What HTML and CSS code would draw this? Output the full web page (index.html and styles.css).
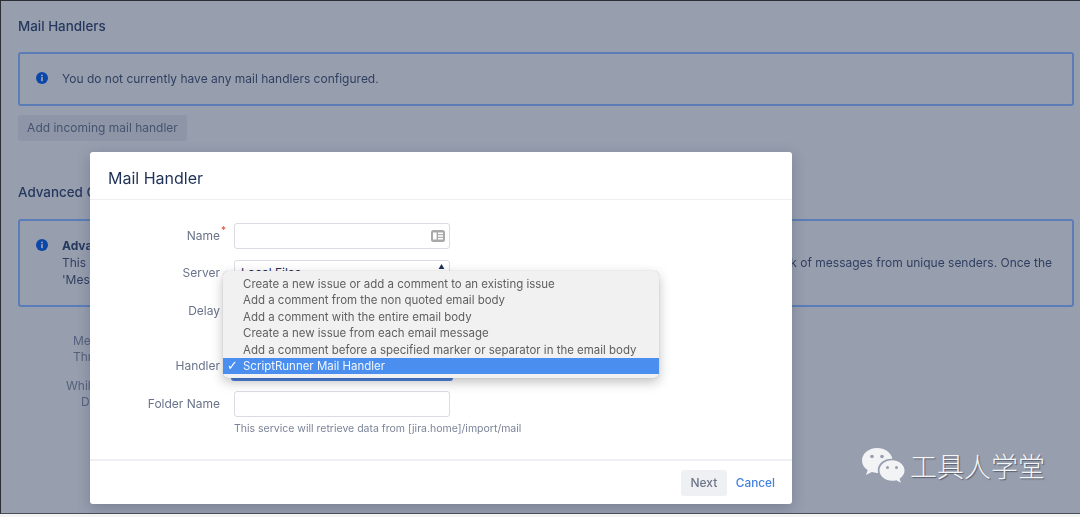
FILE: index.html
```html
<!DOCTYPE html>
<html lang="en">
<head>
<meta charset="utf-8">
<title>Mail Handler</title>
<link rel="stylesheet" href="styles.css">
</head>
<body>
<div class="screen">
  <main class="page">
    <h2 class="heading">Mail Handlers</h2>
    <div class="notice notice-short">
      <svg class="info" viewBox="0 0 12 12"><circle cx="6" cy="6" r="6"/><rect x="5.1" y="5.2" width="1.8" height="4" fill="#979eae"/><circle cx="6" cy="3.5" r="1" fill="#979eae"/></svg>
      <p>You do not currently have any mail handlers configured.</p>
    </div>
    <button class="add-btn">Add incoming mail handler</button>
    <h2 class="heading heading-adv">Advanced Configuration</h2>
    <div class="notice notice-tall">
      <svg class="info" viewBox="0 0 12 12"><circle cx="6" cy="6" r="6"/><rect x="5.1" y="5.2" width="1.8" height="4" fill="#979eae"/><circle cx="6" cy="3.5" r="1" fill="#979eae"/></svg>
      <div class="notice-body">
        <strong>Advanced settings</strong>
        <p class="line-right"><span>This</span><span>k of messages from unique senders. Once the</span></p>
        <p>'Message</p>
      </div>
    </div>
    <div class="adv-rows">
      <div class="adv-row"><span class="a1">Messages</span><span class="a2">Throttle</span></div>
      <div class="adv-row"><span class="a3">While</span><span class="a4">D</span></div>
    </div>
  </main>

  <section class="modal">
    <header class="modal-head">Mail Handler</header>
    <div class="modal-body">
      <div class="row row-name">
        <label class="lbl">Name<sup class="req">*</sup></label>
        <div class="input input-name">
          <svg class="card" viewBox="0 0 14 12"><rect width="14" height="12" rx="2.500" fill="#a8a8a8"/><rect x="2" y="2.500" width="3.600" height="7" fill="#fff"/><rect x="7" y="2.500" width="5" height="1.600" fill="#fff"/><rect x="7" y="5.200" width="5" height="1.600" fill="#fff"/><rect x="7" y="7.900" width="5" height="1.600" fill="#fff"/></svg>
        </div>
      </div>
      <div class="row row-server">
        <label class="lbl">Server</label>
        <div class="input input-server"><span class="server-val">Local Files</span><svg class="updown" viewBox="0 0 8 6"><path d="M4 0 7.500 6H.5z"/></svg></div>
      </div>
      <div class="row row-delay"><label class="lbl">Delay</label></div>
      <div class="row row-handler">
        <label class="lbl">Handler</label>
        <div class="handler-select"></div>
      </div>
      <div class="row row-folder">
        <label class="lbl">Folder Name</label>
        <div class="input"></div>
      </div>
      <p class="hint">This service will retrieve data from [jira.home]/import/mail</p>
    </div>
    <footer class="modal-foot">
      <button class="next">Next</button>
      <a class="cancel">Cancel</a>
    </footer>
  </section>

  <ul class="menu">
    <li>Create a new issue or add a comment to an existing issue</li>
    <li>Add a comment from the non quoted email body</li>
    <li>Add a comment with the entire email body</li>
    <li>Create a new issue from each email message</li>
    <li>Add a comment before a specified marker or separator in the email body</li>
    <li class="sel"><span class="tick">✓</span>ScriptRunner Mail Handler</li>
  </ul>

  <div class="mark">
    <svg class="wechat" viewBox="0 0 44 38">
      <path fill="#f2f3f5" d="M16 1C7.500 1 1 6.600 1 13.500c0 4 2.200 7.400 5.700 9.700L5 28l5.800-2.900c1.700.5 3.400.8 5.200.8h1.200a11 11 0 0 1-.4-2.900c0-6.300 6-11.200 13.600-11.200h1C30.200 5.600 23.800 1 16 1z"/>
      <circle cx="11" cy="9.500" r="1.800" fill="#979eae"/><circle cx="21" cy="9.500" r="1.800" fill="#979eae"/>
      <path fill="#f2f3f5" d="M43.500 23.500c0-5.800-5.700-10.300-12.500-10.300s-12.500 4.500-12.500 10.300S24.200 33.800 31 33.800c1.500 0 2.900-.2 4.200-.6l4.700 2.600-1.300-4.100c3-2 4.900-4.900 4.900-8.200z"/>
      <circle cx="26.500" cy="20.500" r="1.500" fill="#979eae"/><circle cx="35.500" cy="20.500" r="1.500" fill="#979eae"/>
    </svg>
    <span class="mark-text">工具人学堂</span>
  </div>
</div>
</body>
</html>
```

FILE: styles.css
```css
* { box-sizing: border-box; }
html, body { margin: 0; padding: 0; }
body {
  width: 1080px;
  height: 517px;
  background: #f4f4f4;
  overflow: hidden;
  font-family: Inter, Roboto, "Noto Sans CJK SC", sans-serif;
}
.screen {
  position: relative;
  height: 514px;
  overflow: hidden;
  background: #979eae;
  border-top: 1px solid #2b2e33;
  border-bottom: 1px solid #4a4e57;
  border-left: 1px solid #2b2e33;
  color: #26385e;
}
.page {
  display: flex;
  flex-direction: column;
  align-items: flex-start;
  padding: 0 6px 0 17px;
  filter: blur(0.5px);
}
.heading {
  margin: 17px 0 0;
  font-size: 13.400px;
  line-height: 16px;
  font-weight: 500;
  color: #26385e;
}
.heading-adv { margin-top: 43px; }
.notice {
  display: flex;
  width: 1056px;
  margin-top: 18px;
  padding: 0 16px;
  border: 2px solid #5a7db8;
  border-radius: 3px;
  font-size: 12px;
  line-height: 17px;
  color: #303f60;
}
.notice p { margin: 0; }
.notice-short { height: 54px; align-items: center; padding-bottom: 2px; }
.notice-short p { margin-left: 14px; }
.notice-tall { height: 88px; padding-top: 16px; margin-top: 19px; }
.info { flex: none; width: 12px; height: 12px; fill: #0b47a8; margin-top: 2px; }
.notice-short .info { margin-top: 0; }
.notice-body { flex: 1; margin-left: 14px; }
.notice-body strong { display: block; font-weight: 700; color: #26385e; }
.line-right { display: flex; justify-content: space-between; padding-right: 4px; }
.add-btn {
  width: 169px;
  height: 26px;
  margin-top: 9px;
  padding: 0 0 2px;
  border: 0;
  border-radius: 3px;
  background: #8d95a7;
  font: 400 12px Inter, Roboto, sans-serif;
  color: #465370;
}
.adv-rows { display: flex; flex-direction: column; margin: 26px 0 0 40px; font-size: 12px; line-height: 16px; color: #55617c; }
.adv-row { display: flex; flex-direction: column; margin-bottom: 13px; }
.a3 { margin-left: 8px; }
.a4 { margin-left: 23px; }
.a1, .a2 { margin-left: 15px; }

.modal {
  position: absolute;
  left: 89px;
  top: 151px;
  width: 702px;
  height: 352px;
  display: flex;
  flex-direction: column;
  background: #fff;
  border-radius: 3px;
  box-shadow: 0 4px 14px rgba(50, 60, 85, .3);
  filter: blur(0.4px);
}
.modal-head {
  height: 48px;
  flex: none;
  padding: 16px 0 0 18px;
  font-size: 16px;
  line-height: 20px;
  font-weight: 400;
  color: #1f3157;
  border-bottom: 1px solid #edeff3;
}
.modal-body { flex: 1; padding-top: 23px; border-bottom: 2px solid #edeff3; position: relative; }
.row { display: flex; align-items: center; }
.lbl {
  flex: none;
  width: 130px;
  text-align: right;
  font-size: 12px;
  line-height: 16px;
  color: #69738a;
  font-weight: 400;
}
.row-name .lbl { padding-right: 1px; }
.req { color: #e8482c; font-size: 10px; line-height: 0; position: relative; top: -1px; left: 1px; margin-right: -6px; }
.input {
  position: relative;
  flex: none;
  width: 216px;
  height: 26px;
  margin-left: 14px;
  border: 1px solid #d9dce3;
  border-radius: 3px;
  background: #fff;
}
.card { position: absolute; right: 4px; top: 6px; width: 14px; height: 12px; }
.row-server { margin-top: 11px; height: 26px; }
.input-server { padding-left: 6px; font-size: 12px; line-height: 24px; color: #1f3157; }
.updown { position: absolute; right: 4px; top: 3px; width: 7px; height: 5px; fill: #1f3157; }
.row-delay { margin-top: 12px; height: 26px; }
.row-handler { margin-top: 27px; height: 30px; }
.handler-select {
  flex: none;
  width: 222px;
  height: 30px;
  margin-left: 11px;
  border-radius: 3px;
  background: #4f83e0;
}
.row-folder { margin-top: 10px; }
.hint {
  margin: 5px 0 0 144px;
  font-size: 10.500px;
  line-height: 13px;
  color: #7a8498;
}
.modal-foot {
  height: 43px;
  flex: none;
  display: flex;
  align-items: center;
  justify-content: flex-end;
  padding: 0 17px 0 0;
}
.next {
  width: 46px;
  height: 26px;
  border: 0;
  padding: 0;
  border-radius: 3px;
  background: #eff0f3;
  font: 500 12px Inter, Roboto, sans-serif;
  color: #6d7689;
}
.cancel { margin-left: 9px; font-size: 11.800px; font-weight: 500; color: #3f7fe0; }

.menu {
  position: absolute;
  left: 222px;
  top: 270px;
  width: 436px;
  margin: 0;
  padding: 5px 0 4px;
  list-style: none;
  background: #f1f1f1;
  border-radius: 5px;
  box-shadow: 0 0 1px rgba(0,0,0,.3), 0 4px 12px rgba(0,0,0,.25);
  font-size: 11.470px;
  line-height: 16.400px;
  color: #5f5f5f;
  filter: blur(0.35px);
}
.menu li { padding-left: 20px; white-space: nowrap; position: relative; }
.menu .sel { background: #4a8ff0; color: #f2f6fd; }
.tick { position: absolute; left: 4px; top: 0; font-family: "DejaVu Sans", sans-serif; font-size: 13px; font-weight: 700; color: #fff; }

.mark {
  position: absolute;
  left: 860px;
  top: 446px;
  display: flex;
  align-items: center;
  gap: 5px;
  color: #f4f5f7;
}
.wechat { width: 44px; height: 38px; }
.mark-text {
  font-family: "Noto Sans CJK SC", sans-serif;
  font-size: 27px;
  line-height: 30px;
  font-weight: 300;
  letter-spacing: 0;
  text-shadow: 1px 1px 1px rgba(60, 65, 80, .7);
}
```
* * *
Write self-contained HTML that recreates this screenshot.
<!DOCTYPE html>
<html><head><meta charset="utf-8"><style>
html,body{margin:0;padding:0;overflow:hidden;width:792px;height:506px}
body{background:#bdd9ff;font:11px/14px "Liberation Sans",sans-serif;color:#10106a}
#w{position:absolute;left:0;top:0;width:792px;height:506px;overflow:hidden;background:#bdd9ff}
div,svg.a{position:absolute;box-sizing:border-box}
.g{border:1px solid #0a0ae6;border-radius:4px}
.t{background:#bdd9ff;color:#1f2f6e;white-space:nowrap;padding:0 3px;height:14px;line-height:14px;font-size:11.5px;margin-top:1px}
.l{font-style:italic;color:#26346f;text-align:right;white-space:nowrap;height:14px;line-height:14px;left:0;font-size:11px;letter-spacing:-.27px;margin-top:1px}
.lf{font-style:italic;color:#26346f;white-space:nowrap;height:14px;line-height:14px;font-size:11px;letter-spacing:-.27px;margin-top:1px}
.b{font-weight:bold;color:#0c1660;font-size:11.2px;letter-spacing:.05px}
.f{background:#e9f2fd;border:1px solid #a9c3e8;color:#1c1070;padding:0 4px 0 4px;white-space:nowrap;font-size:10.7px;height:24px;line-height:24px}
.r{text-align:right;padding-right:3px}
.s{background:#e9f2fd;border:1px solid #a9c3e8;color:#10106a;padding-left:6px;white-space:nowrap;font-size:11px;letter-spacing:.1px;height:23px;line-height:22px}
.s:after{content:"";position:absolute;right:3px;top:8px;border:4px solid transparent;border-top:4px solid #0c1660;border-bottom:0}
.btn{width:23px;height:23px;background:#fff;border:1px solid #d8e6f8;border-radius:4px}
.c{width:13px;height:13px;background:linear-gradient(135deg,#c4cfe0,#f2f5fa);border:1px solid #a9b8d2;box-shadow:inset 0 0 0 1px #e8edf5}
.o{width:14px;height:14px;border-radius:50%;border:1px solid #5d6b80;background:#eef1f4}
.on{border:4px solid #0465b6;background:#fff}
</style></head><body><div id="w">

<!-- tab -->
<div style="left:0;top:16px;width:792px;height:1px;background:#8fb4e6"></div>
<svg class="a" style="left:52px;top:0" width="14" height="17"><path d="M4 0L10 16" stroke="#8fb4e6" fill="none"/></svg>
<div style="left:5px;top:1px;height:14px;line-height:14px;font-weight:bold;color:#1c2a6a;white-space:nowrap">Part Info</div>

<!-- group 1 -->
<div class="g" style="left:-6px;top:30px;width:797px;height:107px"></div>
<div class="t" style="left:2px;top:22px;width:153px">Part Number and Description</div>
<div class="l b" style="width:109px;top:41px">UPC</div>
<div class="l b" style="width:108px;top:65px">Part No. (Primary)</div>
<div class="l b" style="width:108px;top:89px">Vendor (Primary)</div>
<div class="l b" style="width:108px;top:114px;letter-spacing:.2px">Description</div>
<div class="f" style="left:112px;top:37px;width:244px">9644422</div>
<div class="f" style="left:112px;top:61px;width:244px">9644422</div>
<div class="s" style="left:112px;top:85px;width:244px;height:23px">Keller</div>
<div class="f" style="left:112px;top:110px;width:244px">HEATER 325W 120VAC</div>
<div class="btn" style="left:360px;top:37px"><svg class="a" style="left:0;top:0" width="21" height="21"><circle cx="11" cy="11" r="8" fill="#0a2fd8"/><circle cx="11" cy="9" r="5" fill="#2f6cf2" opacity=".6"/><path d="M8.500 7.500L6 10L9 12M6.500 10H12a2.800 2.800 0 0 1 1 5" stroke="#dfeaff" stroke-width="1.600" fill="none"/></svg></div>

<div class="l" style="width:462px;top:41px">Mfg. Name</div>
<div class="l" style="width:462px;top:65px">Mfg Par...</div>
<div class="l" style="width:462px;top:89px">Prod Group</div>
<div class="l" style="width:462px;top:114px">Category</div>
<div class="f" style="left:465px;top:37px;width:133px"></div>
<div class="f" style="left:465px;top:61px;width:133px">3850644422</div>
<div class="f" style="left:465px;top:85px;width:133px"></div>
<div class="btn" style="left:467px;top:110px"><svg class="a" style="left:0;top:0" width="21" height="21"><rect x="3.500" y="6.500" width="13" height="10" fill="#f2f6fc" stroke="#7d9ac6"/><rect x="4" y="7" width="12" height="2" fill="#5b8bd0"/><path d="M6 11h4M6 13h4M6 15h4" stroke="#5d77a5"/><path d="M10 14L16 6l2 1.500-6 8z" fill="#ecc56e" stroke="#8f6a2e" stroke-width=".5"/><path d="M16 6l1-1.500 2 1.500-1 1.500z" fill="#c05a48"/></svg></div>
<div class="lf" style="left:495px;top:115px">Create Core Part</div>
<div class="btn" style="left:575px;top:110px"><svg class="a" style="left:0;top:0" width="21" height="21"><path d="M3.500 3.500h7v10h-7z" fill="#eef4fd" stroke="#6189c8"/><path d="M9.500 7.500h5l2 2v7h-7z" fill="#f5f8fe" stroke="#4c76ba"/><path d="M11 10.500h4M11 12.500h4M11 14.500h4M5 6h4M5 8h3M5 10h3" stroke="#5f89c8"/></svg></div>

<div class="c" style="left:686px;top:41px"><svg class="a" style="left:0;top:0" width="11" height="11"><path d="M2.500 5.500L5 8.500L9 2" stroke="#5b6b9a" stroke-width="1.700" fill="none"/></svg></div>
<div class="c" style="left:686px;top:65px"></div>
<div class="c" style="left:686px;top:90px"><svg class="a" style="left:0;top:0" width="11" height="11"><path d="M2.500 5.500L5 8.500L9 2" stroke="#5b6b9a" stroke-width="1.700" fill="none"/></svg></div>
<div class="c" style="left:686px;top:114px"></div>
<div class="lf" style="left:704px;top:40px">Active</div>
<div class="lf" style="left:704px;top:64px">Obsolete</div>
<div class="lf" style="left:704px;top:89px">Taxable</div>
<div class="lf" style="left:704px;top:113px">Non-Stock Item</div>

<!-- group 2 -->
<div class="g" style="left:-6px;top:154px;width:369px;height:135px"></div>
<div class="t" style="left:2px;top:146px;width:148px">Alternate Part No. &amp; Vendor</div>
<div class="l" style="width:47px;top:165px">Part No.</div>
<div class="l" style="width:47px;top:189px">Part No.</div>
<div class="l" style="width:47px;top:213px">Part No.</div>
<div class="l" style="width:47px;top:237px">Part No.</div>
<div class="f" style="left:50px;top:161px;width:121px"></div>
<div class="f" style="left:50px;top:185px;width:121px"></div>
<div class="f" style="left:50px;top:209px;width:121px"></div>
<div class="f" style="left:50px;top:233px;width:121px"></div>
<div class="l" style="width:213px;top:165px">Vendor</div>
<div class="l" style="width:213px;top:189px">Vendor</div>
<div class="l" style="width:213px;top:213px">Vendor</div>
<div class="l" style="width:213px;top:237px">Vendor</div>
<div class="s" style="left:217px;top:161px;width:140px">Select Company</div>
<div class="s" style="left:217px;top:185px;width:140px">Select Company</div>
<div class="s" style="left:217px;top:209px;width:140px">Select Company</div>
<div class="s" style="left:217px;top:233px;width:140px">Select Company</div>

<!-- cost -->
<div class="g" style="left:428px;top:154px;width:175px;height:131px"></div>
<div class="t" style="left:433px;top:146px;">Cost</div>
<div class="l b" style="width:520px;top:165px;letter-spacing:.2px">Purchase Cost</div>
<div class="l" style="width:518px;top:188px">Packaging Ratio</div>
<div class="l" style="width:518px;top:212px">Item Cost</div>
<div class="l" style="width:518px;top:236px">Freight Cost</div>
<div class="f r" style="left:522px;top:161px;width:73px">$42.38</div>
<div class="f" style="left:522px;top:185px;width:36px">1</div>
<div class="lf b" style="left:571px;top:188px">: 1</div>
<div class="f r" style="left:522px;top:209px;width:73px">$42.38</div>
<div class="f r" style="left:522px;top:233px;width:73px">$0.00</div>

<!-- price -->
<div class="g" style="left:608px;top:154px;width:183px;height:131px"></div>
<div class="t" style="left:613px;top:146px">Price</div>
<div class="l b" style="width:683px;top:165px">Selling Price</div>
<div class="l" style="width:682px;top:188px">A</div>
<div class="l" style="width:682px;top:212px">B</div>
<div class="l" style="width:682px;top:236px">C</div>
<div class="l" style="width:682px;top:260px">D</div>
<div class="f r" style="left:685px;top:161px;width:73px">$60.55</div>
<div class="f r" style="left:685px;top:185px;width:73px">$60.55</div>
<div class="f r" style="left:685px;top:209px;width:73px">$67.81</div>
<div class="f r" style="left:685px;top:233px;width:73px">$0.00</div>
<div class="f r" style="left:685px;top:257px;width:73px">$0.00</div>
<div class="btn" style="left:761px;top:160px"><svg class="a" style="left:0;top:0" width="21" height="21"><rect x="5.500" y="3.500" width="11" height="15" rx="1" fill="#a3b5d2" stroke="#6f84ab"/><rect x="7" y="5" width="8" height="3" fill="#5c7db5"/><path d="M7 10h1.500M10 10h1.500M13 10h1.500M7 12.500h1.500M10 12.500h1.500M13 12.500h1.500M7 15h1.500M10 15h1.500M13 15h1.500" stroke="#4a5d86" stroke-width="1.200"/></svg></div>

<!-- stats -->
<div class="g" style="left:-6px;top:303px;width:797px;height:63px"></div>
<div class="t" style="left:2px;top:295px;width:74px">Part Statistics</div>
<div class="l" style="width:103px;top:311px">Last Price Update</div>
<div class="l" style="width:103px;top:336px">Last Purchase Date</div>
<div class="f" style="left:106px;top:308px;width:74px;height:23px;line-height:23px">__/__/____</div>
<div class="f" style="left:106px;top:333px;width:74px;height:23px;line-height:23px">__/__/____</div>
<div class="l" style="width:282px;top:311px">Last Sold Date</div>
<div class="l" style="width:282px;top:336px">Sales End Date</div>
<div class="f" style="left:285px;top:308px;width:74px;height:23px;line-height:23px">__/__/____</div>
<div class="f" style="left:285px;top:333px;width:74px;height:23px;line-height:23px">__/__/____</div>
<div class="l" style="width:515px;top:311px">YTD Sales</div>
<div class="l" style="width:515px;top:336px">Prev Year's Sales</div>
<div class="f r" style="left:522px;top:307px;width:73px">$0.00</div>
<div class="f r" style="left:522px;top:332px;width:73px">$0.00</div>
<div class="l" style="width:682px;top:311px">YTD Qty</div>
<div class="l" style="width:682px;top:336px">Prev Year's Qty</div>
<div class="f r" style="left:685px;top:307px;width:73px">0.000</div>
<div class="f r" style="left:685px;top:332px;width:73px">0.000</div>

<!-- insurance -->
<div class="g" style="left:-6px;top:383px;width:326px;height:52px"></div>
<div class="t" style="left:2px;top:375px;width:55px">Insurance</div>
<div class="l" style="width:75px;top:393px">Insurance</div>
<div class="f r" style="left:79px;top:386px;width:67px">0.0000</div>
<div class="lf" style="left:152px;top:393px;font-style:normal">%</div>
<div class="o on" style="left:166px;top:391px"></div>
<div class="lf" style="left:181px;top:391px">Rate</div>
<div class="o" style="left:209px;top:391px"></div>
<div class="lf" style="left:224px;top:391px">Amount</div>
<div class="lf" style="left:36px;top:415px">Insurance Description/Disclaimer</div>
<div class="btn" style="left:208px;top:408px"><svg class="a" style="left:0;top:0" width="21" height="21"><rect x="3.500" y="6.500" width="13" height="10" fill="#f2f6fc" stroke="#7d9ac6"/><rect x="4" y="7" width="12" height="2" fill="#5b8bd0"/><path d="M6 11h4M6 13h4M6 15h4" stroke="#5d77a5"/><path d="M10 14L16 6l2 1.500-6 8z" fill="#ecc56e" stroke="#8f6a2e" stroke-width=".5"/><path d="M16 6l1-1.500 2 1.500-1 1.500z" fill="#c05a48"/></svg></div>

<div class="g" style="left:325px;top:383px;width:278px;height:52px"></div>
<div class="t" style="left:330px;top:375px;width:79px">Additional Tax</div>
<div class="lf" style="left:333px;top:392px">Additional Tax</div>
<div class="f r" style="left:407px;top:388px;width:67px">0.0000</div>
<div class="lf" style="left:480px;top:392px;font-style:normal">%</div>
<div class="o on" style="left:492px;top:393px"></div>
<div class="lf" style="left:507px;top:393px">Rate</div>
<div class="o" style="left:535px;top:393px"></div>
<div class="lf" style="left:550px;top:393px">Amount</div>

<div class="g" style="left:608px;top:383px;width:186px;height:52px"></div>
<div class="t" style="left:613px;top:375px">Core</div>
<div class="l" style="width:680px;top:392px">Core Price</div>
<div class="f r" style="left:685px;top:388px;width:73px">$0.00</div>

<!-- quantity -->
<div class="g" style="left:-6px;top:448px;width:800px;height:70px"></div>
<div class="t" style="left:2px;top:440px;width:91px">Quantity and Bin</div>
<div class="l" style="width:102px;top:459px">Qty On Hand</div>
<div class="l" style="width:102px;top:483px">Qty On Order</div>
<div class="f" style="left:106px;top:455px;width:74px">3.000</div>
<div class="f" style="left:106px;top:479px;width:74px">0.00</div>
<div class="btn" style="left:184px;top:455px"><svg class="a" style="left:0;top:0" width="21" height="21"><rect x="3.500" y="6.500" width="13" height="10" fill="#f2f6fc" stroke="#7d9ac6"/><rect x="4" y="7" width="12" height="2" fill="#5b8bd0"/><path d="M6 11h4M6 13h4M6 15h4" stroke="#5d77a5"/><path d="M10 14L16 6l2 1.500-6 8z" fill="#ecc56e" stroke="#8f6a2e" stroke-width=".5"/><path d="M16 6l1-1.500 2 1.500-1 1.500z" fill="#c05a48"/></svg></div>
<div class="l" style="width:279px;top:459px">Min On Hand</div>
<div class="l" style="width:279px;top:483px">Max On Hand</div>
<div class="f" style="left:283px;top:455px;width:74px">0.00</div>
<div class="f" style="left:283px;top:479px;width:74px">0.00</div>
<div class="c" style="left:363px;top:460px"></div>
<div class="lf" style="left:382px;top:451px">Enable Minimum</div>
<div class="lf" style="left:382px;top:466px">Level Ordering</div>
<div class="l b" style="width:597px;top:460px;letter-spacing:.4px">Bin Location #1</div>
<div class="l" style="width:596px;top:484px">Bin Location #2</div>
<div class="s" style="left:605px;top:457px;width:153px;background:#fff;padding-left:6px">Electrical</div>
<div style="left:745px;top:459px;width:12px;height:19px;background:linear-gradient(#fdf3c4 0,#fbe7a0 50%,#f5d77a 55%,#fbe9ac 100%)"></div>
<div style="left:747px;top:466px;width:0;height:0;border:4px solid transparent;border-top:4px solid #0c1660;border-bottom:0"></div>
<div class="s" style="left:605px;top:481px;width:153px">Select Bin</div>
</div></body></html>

(The exercise): Of the lines in the listing above, how many hold the string "styles"? Reply with the number only.

(Solution): 3